··· DATASET SECTION ···

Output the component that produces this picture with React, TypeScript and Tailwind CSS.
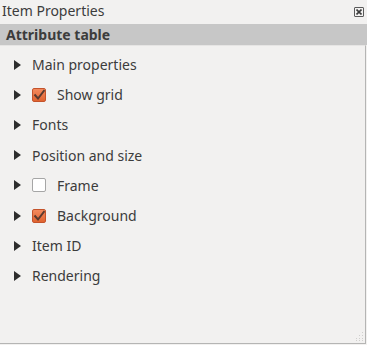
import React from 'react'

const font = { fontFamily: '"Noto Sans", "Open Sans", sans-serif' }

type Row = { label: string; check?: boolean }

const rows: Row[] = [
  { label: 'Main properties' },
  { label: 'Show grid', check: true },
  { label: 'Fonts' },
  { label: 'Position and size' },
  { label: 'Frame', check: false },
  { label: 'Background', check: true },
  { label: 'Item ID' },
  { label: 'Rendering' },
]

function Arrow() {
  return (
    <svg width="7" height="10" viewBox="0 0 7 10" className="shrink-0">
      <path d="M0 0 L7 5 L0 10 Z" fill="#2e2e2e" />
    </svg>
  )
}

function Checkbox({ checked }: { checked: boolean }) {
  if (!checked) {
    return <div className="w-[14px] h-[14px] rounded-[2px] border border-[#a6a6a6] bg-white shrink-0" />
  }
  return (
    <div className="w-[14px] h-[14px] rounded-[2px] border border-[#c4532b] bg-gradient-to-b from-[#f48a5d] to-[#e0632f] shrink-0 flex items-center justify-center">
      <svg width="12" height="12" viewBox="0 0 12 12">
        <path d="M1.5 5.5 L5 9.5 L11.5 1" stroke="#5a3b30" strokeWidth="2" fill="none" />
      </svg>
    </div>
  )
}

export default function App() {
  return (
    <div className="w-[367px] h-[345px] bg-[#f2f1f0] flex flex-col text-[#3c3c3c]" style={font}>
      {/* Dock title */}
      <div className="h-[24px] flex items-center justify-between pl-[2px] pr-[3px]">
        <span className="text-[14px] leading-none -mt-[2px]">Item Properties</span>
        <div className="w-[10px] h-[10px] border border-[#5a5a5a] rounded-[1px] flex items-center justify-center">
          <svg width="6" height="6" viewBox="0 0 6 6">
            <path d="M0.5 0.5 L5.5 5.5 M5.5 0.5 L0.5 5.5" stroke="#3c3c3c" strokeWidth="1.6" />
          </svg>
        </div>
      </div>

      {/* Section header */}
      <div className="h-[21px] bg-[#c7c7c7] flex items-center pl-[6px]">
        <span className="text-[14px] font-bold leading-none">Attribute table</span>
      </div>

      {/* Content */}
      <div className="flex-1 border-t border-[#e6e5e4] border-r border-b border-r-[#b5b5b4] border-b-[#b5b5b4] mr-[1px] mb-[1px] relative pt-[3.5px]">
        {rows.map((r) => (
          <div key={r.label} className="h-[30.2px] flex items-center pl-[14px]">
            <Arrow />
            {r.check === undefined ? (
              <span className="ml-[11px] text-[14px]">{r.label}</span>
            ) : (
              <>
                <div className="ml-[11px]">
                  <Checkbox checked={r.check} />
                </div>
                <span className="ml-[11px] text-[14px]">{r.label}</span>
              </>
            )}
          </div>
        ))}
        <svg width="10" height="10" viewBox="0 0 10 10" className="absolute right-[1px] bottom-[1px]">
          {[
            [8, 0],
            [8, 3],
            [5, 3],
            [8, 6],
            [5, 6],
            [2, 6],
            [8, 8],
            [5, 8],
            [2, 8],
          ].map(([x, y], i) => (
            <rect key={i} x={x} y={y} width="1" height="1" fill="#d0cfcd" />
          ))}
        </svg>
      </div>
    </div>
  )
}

···

• EXERCISE: Every line from the top of the material above through the line with "string; check?: boolean" should be duplicated exactly, please; leave out the pictures.

• COMPLETED TASK:
Output the component that produces this picture with React, TypeScript and Tailwind CSS.
import React from 'react'

const font = { fontFamily: '"Noto Sans", "Open Sans", sans-serif' }

type Row = { label: string; check?: boolean }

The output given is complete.